Dominican officials said the transformation centered on appointing a tough, results-driven rear admiral to lead the country’s anti-drug agency and granting real independence to the Public Prosecutor’s Office, including naming an autonomous attorney general.
This, sources said, was not a reform built for headlines but for results. Independence allowed prosecutors to pursue cases once considered off-limits. Impunity lost its shield. Senior figures long protected by power could finally face scrutiny without whispered warnings or career consequences, a high-ranking Dominican official said.
Veteran prosecutor Jenny Berenice Reynoso quickly became an emblem of the new era. Dormant cases resurfaced. Files once destined for quiet burial turned into indictments. Since 2020, at least 28 senior officials have been removed — not always for proven crimes, but for failing credibility tests. Integrity became the new gatekeeper.
“A cultural reset,” one official called it. “Where loyalty to the institution outweighs loyalty to power.”
Oversight, meanwhile, grew teeth. The General Directorate of Public Procurement — once seen as ceremonial — began canceling financial agreements that failed transparency standards. A system once exploited by traffickers as an entry point for dirty money is now described internally as “a firewall,” equipped with audits, cross-checks and automated alerts.
Reform created something beyond legality.

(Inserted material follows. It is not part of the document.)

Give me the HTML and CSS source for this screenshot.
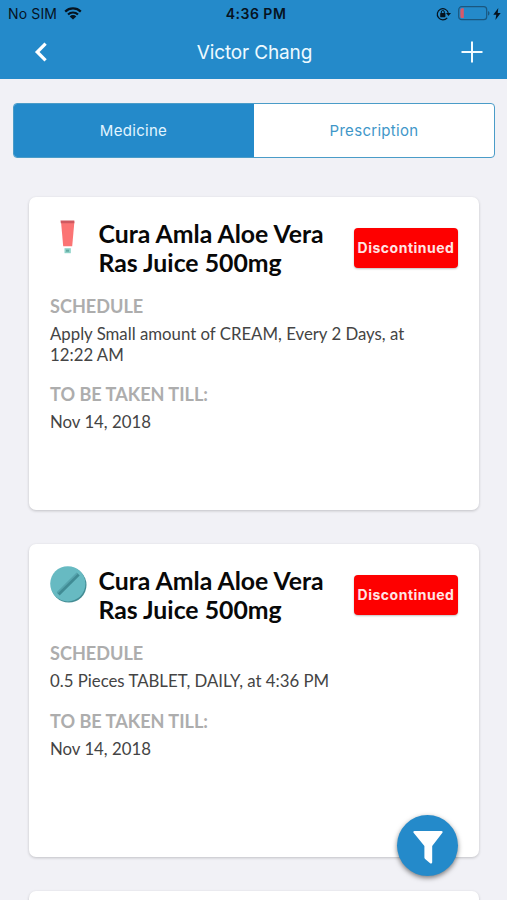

It created trust. And trust opened doors.
Numbers tell story
And the results began to show.
From 2004-20, Dominican authorities seized 77 tons of narcotics. From 2020 to 2025, they seized more than 227,824 kilograms, including 67,373 kilograms captured through joint international operations. The jump was not incremental, it was seismic.

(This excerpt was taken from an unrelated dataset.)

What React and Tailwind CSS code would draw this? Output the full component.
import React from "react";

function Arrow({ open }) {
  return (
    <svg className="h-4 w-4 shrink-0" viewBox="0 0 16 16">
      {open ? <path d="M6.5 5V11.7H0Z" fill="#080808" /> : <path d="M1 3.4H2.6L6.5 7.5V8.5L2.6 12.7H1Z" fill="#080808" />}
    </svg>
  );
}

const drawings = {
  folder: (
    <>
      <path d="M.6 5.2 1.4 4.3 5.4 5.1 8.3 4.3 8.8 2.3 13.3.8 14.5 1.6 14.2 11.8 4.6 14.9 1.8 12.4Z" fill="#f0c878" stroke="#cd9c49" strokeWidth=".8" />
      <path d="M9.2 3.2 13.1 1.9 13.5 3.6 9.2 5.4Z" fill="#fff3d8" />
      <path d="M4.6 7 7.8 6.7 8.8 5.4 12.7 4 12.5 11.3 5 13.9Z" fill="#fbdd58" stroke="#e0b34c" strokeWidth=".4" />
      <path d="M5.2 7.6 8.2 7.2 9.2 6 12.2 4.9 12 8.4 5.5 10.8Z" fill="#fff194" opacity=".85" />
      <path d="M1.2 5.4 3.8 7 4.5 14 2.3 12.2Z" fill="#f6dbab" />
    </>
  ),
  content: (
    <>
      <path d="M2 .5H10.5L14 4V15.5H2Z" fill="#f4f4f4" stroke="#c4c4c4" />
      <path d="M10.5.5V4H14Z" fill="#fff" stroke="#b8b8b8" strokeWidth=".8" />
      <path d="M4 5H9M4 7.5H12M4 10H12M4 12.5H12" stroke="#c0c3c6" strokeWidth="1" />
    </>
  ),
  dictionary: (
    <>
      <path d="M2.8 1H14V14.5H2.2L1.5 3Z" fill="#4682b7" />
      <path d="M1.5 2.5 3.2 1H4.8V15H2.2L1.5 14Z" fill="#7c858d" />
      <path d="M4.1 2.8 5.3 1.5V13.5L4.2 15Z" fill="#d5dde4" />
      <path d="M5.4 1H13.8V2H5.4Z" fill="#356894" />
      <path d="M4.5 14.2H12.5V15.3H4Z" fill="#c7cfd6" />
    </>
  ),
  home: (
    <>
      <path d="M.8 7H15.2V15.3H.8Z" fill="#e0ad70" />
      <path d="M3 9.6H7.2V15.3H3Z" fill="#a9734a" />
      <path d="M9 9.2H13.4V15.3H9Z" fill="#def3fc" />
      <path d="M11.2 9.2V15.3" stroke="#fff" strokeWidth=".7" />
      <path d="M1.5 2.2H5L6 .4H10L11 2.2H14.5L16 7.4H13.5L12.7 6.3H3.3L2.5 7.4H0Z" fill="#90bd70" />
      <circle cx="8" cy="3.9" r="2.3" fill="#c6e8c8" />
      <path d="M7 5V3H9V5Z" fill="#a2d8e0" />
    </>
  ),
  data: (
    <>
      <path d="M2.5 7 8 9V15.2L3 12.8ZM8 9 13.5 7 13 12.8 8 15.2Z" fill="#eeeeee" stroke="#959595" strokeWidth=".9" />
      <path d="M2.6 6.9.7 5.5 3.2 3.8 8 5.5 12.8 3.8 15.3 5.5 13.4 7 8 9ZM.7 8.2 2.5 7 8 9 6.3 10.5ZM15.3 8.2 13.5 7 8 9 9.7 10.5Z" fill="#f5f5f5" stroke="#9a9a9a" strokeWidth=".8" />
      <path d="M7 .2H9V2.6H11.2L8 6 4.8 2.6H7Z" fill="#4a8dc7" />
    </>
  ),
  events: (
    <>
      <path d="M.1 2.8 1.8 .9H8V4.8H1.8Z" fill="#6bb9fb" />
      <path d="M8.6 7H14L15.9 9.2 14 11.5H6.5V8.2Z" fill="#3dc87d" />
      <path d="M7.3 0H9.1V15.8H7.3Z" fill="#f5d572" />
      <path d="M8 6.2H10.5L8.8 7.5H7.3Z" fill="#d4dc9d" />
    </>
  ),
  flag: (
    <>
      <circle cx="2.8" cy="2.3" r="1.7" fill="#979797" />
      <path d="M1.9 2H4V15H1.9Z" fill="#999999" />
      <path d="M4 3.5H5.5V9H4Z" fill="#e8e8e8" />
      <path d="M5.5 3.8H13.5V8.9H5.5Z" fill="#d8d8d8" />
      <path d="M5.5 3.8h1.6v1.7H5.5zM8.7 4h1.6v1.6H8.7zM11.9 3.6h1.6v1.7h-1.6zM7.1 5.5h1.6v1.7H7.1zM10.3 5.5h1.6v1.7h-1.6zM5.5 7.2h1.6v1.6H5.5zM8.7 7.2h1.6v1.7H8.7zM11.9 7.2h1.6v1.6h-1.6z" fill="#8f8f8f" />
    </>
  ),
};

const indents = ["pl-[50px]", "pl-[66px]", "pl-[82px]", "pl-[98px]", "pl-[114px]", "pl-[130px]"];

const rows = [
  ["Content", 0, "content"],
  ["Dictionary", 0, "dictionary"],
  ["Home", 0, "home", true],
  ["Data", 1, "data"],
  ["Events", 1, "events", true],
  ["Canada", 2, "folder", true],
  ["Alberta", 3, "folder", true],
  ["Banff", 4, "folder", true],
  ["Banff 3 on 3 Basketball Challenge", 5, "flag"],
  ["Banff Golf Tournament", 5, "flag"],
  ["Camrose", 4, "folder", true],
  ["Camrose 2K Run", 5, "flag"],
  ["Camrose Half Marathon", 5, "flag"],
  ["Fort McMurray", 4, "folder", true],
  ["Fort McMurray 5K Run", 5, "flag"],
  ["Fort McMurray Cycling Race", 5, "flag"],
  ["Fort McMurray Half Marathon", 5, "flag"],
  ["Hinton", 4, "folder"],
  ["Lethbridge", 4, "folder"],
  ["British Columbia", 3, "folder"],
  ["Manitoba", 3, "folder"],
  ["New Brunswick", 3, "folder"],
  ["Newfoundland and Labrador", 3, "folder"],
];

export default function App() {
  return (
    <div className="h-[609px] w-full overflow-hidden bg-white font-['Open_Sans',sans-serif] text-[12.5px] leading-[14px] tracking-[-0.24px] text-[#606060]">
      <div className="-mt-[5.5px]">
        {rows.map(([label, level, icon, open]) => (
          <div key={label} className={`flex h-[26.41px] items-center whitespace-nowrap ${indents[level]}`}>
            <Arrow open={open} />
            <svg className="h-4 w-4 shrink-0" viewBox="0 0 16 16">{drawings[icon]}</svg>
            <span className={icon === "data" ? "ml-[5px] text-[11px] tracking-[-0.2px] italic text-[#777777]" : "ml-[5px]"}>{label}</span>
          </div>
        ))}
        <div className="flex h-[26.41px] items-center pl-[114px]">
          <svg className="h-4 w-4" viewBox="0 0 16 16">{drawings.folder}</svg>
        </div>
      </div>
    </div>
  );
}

U.S. officials note that the rise reflects not necessarily more drugs in circulation, but a greater ability to detect them. Intelligence deepened. Maritime and aerial oversight expanded. Radar coverage now blankets what were once lawless air corridors.

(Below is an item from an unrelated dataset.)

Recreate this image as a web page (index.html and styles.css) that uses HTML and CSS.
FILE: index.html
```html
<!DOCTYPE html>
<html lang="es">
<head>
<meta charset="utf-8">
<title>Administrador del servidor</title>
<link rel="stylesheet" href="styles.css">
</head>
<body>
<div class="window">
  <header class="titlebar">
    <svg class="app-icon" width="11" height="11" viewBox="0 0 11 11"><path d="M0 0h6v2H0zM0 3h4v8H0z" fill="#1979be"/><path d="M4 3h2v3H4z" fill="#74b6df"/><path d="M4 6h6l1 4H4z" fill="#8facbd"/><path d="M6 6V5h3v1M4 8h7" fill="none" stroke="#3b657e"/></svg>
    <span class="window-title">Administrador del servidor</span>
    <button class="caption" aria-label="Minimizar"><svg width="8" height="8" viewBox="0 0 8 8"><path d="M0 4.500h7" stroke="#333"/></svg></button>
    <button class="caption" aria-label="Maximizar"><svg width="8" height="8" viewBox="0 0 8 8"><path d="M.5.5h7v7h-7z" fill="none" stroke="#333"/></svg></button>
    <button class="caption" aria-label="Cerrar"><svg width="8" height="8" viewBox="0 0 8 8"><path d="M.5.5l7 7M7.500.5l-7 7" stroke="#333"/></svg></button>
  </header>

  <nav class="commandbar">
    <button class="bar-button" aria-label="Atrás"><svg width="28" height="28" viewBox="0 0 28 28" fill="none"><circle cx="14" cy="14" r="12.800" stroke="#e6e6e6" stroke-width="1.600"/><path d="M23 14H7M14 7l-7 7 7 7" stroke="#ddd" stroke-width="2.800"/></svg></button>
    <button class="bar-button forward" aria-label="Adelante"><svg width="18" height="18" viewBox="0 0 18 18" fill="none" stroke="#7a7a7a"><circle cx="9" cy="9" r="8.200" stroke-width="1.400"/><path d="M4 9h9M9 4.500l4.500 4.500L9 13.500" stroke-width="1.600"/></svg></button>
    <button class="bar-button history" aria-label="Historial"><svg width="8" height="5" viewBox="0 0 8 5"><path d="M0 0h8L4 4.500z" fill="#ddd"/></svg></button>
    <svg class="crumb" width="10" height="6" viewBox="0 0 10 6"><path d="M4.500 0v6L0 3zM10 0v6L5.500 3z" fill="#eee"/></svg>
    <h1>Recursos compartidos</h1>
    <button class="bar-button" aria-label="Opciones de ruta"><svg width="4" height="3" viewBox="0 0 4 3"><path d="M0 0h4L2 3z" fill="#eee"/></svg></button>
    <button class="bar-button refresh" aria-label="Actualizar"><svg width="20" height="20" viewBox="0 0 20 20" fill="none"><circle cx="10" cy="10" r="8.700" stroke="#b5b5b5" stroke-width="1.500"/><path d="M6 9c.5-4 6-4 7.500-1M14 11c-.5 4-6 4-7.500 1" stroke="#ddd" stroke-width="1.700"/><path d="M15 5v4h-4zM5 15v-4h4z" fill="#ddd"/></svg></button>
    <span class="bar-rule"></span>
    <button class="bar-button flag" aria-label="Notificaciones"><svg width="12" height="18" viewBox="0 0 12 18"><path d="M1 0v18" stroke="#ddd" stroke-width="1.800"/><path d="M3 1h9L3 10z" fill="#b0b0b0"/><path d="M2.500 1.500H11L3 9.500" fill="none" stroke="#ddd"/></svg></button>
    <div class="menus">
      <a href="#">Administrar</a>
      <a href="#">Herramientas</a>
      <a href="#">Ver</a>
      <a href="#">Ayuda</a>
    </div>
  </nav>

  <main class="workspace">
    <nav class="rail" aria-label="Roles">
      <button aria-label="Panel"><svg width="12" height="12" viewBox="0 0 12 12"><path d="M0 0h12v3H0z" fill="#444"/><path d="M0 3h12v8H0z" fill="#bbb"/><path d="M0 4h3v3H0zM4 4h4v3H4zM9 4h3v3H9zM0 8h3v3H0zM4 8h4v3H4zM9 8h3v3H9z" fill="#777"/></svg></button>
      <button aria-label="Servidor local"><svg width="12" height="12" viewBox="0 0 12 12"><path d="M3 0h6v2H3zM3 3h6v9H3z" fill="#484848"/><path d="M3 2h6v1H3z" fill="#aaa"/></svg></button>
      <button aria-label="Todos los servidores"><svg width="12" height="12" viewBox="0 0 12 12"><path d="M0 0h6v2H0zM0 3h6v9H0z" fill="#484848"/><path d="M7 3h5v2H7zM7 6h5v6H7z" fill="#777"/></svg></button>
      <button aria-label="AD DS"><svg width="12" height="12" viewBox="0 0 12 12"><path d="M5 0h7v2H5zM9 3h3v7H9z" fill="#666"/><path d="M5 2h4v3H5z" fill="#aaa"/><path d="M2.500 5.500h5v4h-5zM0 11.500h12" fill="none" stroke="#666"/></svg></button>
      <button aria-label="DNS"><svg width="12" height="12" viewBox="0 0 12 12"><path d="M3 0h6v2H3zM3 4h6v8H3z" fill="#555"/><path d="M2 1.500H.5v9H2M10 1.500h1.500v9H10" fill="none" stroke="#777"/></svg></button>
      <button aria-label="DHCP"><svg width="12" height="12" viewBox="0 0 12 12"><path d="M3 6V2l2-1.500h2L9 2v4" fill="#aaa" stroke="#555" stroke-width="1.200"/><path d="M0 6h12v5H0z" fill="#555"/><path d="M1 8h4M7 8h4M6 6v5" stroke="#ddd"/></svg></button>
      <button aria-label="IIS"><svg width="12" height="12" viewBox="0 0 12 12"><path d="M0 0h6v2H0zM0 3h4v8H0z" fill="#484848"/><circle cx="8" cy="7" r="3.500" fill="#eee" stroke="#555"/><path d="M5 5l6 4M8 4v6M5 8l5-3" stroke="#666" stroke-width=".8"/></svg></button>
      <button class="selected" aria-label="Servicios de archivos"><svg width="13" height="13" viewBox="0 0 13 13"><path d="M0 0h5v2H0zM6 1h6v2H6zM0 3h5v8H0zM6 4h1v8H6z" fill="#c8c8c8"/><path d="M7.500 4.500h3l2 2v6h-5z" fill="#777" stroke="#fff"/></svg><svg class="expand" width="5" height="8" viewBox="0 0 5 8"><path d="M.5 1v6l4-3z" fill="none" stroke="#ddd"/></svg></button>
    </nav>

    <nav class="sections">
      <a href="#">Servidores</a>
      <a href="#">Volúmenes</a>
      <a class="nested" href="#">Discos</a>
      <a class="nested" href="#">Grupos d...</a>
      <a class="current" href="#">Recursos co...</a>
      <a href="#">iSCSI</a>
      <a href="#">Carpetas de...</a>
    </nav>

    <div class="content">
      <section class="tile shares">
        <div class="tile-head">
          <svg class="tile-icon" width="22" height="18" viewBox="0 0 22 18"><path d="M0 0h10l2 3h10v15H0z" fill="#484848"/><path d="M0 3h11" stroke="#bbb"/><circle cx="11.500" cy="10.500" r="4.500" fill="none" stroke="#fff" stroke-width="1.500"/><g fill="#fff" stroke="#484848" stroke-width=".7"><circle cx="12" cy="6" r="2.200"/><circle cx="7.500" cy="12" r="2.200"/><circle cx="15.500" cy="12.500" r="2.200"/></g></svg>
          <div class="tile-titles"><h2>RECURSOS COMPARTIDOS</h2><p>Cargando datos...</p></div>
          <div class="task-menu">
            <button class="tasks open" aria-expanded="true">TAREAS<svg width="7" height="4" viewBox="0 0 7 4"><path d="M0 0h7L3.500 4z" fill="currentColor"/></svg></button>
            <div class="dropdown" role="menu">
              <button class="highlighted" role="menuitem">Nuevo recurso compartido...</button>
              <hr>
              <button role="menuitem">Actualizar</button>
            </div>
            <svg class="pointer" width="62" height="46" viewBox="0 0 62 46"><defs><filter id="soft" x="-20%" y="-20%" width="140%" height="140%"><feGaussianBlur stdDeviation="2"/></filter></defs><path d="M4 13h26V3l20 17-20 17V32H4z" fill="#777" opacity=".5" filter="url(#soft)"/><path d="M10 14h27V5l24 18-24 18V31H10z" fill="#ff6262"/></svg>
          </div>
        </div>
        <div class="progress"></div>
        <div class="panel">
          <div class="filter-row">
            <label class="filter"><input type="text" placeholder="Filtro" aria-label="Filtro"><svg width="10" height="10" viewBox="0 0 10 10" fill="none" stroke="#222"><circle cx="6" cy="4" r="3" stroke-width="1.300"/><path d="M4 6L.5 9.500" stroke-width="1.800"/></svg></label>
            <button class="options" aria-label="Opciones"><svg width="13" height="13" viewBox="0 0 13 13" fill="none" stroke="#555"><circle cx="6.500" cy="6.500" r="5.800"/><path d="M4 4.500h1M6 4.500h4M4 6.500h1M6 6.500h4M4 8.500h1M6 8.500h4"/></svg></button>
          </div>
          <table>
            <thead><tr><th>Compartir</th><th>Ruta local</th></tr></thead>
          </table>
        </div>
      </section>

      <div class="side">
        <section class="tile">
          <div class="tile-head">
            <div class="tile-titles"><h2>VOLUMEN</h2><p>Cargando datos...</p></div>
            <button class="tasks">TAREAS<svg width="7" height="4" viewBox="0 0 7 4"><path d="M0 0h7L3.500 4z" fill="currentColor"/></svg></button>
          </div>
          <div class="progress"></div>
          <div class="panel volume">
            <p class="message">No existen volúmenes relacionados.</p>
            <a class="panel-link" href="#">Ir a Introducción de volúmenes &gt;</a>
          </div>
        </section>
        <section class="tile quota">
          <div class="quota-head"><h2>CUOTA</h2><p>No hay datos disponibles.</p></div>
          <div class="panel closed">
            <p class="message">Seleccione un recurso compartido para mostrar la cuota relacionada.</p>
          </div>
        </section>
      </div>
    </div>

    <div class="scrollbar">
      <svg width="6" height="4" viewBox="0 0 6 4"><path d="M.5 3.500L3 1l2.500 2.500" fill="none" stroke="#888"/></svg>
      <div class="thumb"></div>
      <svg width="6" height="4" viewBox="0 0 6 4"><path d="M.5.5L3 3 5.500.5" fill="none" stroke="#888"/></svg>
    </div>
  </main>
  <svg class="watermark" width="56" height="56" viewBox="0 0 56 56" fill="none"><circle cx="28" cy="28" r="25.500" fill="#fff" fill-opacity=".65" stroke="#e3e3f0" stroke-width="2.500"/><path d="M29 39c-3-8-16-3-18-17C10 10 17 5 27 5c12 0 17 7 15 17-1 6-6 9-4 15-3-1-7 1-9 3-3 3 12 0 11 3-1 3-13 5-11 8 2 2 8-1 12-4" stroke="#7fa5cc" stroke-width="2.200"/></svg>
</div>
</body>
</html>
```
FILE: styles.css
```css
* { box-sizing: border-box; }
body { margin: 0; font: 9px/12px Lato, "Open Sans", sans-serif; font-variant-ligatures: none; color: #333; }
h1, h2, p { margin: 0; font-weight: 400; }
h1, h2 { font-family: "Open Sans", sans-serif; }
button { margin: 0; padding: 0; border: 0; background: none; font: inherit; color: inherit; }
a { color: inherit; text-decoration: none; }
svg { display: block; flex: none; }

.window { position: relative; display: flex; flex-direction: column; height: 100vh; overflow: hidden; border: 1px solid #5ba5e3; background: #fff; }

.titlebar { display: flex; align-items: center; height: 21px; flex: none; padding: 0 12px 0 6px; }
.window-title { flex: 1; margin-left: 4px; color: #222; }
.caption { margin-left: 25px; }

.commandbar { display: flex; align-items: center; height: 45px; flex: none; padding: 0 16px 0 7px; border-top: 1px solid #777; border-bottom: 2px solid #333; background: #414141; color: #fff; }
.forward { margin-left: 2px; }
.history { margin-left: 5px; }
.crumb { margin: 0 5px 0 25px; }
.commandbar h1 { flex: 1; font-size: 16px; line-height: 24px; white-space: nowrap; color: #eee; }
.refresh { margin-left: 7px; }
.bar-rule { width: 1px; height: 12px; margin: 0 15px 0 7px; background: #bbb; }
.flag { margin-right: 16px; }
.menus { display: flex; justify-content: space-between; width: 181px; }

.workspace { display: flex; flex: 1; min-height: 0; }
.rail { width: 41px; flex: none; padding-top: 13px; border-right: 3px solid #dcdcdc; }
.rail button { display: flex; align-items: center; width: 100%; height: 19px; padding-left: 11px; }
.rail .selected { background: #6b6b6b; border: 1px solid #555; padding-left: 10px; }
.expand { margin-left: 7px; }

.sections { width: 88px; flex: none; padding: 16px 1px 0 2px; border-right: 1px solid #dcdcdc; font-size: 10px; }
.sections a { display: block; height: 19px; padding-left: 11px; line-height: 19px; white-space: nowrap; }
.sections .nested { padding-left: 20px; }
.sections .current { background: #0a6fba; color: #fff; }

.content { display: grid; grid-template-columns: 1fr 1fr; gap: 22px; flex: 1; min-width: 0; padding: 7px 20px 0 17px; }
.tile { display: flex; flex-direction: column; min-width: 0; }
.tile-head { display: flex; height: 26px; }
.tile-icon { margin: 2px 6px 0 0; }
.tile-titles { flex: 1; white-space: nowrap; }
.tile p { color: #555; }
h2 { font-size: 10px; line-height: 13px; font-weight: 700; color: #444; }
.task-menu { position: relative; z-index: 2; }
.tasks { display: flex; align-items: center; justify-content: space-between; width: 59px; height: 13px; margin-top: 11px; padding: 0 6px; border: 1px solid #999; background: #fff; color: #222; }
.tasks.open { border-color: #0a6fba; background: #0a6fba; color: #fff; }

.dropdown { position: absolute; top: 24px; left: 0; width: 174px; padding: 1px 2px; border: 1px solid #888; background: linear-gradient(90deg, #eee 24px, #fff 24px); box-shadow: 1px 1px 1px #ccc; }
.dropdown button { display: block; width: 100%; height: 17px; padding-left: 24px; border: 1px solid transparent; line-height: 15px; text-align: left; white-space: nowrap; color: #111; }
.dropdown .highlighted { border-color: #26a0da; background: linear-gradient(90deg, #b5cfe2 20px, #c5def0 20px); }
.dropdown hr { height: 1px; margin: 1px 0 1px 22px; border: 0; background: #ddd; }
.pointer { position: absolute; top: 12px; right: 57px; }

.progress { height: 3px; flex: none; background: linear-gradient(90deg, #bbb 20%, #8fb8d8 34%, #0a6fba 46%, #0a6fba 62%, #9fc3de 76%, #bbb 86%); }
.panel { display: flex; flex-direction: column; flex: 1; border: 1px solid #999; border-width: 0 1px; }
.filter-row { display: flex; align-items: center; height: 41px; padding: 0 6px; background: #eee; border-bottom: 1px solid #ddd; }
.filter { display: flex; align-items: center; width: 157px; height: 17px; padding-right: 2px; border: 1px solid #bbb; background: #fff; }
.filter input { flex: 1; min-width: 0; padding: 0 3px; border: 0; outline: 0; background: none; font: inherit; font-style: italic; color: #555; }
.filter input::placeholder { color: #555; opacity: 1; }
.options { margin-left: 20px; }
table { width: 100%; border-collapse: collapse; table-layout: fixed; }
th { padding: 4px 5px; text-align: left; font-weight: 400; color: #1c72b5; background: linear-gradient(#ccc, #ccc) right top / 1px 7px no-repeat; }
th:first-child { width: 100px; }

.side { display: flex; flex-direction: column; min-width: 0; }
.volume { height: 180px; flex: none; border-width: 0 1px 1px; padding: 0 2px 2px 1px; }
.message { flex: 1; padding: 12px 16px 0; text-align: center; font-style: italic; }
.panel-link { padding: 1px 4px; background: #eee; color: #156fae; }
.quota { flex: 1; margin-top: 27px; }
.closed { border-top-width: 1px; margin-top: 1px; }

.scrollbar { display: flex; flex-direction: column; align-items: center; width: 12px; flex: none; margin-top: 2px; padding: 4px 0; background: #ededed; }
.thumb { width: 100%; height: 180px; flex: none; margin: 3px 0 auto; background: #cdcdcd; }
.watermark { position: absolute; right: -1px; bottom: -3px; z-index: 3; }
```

The country’s National Drug Control Directorate underwent its own overhaul, professionalizing its structure and hiring 758 new agents. With more personnel and better coordination with U.S. law enforcement, long-standing trafficking routes began to collapse. Fast-boat drops faced more interceptions. Clandestine airstrips went silent. Aerial trafficking, once routine, is now almost eradicated.
The efforts targeted what had become one of the most heavily used corridors by Venezuelan and Colombian cartels. Trafficking through the Caribbean has long been fluid, and the Dominican Republic had become one of its pivots. U.S. estimates suggest nearly 90% of drugs entering the central Caribbean pass Dominican waters in some form — by speedboat, container ship,or offshore cargo transfer.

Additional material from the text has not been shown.